Good choices • Judging by their resumes, the six people Gov. Gary Herbert appointed to the Prison Relocation and Development Authority board are a diverse, knowledgeable and highly qualified group. His choice of Salt Lake County Mayor Ben McAdams, a Democrat, is especially welcome, given the impact the board's decisions on whether and how to move the state prison will have on the county and its residents, and the fact that all the legislators who will take seats on the board are Republicans. It's too bad that, while Herbert did a commendable job of choosing board members who will bring differing perspectives to the discussion, leaders of the Legislature completely discounted the need to even appear objective. But, when one party so dominates politics in the Beehive State, what's the point?

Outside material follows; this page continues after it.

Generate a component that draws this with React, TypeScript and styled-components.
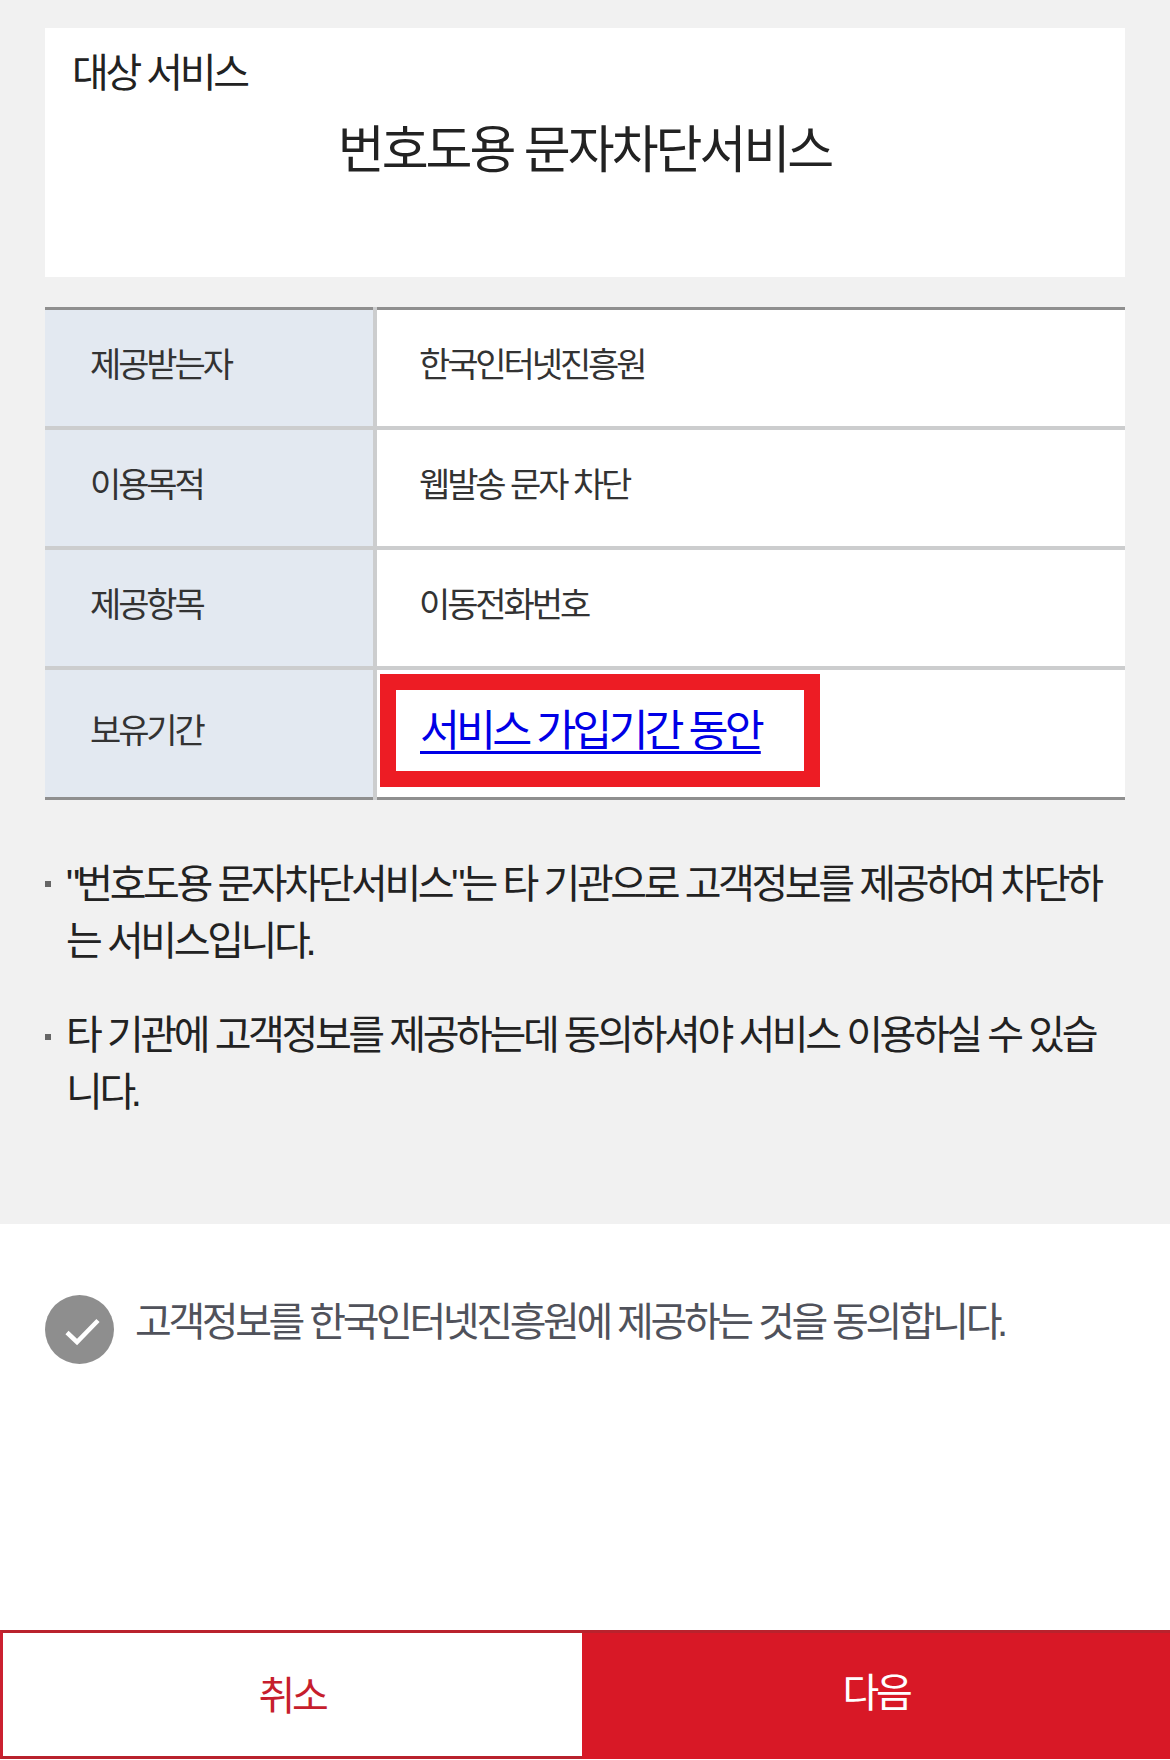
import React from "react";
import styled, { createGlobalStyle } from "styled-components";

const GlobalStyle = createGlobalStyle`
  * { box-sizing: border-box; margin: 0; padding: 0; }
  body {
    background: #fff;
    font-family: "Noto Sans CJK KR", "Noto Sans", sans-serif;
    letter-spacing: -3.4px;
    word-spacing: 2px;
    color: #222;
  }
`;

const Page = styled.main`
  display: flex;
  flex-direction: column;
  width: 1170px;
  height: 1760px;
  overflow: hidden;
  background: #fff;
`;

const Info = styled.section`
  height: 1224px;
  padding: 28px 45px 0;
  background: #f1f1f1;
`;

const ServiceCard = styled.div`
  height: 249px;
  padding: 14px 28px 0 27px;
  background: #fff;
`;

const CardLabel = styled.p`
  font-size: 40px;
  line-height: 57px;
`;

const CardTitle = styled.h1`
  margin-top: 11px;
  font-size: 51px;
  font-weight: 400;
  line-height: 72px;
  letter-spacing: -3px;
  text-align: center;
`;

const Table = styled.div`
  display: flex;
  flex-direction: column;
  margin-top: 30px;
`;

const Row = styled.div<{ $height: number }>`
  display: flex;
  height: ${(p) => p.$height}px;
`;

const lines = {
  first: "inset 0 3px #8f8f8f, inset 0 -4px #cccdce",
  middle: "inset 0 -4px #cccdce",
  last: "inset 0 -3px #8f8f8f",
};

const lift = { first: 12, middle: 14, last: 13 };

const Cell = styled.div<{ $line: keyof typeof lines }>`
  display: flex;
  align-items: center;
  flex: 1;
  padding: 0 0 ${(p) => lift[p.$line]}px 42px;
  font-size: 34px;
  line-height: 48px;
  letter-spacing: -3.1px;
  color: #333;
  background: #fff;
  box-shadow: ${(p) => lines[p.$line]};
`;

const HeadCell = styled(Cell)`
  flex: 0 0 332px;
  padding-left: 45px;
  background: #e3e9f1;
  border-right: 4px solid #cccdce;
`;

const Highlight = styled.div`
  display: flex;
  align-items: center;
  align-self: flex-start;
  width: 440px;
  height: 113px;
  margin: 4px 0 0 -39px;
  padding: 0 0 6px 24px;
  border: 16px solid #ed1c24;
`;

const PeriodLink = styled.a`
  font-size: 43.5px;
  line-height: 60px;
  letter-spacing: -3.9px;
  color: #0000e6;
  text-decoration: underline;
  text-decoration-thickness: 3px;
  text-underline-offset: 5px;
  text-decoration-skip-ink: none;
`;

const Notes = styled.ul`
  display: flex;
  flex-direction: column;
  gap: 37px;
  margin-top: 53px;
  list-style: none;
`;

const Note = styled.li<{ $bulletTop: number }>`
  display: flex;
  gap: 15px;
  font-size: 40px;
  line-height: 57px;
  white-space: nowrap;

  &::before {
    content: "";
    flex: none;
    width: 6px;
    height: 6px;
    margin-top: ${(p) => p.$bulletTop}px;
    background: #666;
  }
`;

const Quote = styled.span`
  font-family: "Liberation Sans", Arial, sans-serif;
  line-height: 0;
  letter-spacing: -3.9px;
`;

const Stop = styled.span`
  margin-left: -2px;
  font-family: "Liberation Sans", Arial, sans-serif;
  line-height: 0;
`;

const Consent = styled.label`
  display: flex;
  align-items: flex-start;
  gap: 21px;
  height: 406px;
  padding: 71px 45px 0;
  font-size: 40px;
  line-height: 49px;
  word-spacing: 1.7px;
  color: #50525b;
  white-space: nowrap;
`;

const CheckIcon = styled.svg`
  flex: none;
  width: 69px;
  height: 69px;
`;

const Actions = styled.div`
  display: flex;
  height: 129px;
`;

const Button = styled.button<{ $primary?: boolean }>`
  width: ${(p) => (p.$primary ? 588 : 582)}px;
  border: 0 solid #b9222d;
  border-width: ${(p) => (p.$primary ? "3px 0 0" : "3px 0 3px 3px")};
  padding-bottom: ${(p) => (p.$primary ? 13 : 4)}px;
  background: ${(p) => (p.$primary ? "#d81826" : "#fff")};
  color: ${(p) => (p.$primary ? "#fff" : "#c61e2d")};
  font: inherit;
  font-size: 40px;
  letter-spacing: inherit;
`;

const CancelButton = styled(Button)`
  border-left-color: #cb2030;
  padding-right: 1px;
`;

const rows = [
  { label: "제공받는자", value: "한국인터넷진흥원", height: 123, line: "first" },
  { label: "이용목적", value: "웹발송 문자 차단", height: 120, line: "middle" },
  { label: "제공항목", value: "이동전화번호", height: 120, line: "middle" },
] as const;

export default function App() {
  return (
    <>
      <GlobalStyle />
      <Page>
        <Info>
          <ServiceCard>
            <CardLabel>대상 서비스</CardLabel>
            <CardTitle>번호도용 문자차단서비스</CardTitle>
          </ServiceCard>
          <Table>
            {rows.map((r) => (
              <Row key={r.label} $height={r.height}>
                <HeadCell $line={r.line}>{r.label}</HeadCell>
                <Cell $line={r.line}>{r.value}</Cell>
              </Row>
            ))}
            <Row $height={130}>
              <HeadCell $line="last">보유기간</HeadCell>
              <Cell $line="last">
                <Highlight>
                  <PeriodLink>서비스 가입기간 동안</PeriodLink>
                </Highlight>
              </Cell>
            </Row>
          </Table>
          <Notes>
            <Note $bulletTop={28}>
              <p>
                <Quote>"</Quote>번호도용 문자차단서비스<Quote>"</Quote>는 타 기관으로 고객정보를 제공하여 차단하
                <br />는 서비스입니다<Stop>.</Stop>
              </p>
            </Note>
            <Note $bulletTop={30}>
              <p>
                타 기관에 고객정보를 제공하는데 동의하셔야 서비스 이용하실 수 있습
                <br />
                니다<Stop>.</Stop>
              </p>
            </Note>
          </Notes>
        </Info>
        <Consent>
          <CheckIcon viewBox="0 0 69 69">
            <circle cx="34.5" cy="34.5" r="34.5" fill="#8e8e8e" />
            <path d="M22 37.5 L32 47 L53 25.5" fill="none" stroke="#fff" strokeWidth="4.5" />
          </CheckIcon>
          <span>
            고객정보를 한국인터넷진흥원에 제공하는 것을 동의합니다<Stop>.</Stop>
          </span>
        </Consent>
        <Actions>
          <CancelButton>취소</CancelButton>
          <Button $primary>다음</Button>
        </Actions>
      </Page>
    </>
  );
}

Moderation on the Hill • Moderation in all things is a tenet of a number of religions, including The Church of Jesus Christ of Latter-day Saints. So it's good to see a slight shift to center in the political ideology of the members of the Utah Legislature, a majority of whom are Mormon. The ultraconservative bent of the past decade was somewhat moderated this year when a number of far-right House and Senate members left their seats or were not re-elected. Most Utahns are probably glad to see less bombast, fewer time-wasting "message" bills and more productivity from their representatives. Now if only the same could be said about Congress.

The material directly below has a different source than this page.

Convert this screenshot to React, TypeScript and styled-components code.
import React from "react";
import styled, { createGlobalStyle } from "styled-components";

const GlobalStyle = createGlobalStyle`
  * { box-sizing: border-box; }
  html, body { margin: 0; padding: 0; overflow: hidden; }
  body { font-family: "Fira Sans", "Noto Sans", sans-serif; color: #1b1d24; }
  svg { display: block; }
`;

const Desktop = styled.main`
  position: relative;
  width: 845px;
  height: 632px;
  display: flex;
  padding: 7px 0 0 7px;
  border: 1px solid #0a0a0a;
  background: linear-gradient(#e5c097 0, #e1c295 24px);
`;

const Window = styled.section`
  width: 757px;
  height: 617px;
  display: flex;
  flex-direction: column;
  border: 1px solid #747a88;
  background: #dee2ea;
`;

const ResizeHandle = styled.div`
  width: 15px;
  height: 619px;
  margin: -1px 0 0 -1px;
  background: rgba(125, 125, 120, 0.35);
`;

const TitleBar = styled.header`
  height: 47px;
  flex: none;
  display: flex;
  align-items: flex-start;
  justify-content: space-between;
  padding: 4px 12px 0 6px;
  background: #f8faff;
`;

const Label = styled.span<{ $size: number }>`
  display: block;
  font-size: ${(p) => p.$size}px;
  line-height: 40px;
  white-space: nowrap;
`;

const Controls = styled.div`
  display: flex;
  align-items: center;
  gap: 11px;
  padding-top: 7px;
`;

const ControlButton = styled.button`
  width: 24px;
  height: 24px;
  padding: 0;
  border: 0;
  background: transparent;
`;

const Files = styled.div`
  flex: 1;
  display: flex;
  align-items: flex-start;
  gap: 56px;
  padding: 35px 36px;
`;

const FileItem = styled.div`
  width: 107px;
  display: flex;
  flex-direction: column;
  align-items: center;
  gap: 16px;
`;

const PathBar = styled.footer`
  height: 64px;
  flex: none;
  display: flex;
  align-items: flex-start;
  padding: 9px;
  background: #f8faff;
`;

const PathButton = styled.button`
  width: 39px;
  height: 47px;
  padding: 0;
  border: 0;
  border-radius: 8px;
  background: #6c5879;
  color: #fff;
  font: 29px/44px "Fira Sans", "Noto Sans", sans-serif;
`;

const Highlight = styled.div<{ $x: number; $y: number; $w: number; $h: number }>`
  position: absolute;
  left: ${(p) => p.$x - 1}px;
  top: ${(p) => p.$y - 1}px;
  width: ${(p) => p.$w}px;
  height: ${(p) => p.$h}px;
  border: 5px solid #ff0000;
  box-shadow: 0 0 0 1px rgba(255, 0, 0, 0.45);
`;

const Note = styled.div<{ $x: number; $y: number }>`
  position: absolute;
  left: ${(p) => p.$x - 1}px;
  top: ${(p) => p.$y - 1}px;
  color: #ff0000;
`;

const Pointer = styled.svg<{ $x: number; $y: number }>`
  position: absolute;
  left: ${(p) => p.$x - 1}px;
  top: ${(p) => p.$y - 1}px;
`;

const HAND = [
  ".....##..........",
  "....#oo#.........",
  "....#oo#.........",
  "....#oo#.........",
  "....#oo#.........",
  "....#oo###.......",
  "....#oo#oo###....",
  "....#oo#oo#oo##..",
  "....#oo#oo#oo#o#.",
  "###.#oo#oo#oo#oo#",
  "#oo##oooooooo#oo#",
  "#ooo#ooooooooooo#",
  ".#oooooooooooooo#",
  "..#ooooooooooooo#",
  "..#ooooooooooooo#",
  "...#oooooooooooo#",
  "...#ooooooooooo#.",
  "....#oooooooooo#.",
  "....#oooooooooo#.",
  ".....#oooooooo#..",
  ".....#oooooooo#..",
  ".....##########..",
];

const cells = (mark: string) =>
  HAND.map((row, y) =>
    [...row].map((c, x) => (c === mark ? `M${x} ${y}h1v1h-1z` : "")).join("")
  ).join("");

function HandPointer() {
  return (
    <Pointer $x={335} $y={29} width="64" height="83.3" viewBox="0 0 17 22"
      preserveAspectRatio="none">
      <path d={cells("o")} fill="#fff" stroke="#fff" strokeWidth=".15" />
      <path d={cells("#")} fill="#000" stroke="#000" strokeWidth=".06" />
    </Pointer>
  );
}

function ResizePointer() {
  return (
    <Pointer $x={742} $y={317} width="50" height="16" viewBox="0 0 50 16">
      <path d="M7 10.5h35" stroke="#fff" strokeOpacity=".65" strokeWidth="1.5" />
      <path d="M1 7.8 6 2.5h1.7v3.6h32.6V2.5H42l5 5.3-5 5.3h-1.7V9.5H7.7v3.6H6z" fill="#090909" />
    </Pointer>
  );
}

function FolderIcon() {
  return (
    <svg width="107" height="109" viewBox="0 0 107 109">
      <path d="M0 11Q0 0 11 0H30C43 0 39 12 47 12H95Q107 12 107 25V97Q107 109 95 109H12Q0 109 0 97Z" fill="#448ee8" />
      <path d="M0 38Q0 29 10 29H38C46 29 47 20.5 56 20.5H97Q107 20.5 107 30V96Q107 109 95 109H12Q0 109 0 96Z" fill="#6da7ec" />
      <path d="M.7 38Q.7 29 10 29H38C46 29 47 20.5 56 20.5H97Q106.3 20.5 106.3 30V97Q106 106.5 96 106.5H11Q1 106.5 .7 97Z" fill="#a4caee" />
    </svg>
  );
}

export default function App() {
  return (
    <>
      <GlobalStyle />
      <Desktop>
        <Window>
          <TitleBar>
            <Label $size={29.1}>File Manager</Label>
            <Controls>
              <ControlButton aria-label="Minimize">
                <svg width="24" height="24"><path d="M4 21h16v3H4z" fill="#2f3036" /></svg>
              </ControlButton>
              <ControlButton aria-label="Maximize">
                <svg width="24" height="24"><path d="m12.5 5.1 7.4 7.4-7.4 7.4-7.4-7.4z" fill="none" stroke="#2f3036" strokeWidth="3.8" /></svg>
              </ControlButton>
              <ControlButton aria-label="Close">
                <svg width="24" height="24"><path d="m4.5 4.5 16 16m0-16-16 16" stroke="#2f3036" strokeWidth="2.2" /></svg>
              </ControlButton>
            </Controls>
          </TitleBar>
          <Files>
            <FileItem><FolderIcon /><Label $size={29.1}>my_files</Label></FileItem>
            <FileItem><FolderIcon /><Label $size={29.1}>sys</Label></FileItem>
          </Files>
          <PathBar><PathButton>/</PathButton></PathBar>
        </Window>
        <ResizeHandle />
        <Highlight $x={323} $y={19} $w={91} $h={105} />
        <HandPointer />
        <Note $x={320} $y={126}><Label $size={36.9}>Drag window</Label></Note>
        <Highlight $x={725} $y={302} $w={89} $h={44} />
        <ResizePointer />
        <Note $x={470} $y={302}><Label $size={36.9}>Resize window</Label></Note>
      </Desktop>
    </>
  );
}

Helping whom? • The Church of Jesus Christ of Latter-day Saints owns Deseret Industries, an outlet for previously owned clothing and household items that provides jobs for many people, including inexperienced workers and people with physical and mental disabilities. The DI, as most Utahns call it, is a great idea and a service for people with usable items to donate and others looking for low prices on used goods that still have some life left. But the real purpose of the enterprise is to help people by hiring those who might have trouble finding work. That's why it's disappointing that the church's business arm has decided to cut DI employees' hours so it won't come under the Affordable Care Act's requirement that businesses with 50 or more workers provide them health insurance. Granite School District has done the same thing. If Gov. Gary Herbert decides to reject the federal government's offer to pay most of the cost for expanding Medicaid for low-income workers, many of these DI employees will be left without health care, even as many other Americans benefit from the ACA.